Data segment:
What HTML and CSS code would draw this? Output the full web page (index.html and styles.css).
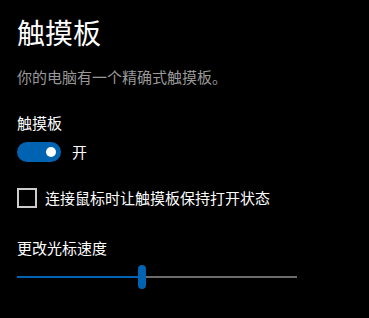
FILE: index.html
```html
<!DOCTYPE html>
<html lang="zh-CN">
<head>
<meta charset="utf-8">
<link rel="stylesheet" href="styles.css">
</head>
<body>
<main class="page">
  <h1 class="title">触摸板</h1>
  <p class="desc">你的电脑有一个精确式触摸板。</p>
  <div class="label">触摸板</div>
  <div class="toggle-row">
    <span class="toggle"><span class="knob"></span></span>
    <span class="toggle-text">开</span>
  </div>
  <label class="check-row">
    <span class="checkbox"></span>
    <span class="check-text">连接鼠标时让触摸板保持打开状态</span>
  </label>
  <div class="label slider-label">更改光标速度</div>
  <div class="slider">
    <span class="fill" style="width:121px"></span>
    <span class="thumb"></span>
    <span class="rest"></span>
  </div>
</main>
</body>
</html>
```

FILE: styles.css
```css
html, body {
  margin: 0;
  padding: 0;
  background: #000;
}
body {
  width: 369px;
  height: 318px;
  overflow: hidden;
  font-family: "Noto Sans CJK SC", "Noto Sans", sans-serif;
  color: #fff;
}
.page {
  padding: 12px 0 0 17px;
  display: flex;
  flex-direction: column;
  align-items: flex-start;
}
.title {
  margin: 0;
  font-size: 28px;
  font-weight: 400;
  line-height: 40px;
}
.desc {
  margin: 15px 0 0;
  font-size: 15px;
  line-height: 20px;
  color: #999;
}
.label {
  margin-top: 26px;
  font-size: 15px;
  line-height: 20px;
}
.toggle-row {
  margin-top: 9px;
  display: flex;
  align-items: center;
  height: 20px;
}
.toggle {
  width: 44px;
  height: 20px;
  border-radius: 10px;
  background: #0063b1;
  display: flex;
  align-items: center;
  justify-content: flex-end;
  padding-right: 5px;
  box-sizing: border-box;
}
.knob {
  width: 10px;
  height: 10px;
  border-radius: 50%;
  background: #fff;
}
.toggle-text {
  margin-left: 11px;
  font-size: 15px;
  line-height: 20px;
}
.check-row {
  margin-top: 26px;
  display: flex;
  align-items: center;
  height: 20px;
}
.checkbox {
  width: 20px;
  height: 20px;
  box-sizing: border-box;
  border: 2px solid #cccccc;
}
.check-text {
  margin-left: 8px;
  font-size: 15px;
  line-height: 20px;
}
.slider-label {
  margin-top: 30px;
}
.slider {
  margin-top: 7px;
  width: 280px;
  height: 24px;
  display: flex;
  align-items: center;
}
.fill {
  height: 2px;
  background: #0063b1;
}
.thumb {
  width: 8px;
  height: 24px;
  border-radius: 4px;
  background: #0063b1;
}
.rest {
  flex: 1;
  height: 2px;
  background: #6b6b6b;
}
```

Requirements: Scan the material above. Copy each line where "index" occurs.

The completed task:
What HTML and CSS code would draw this? Output the full web page (index.html and styles.css).
FILE: index.html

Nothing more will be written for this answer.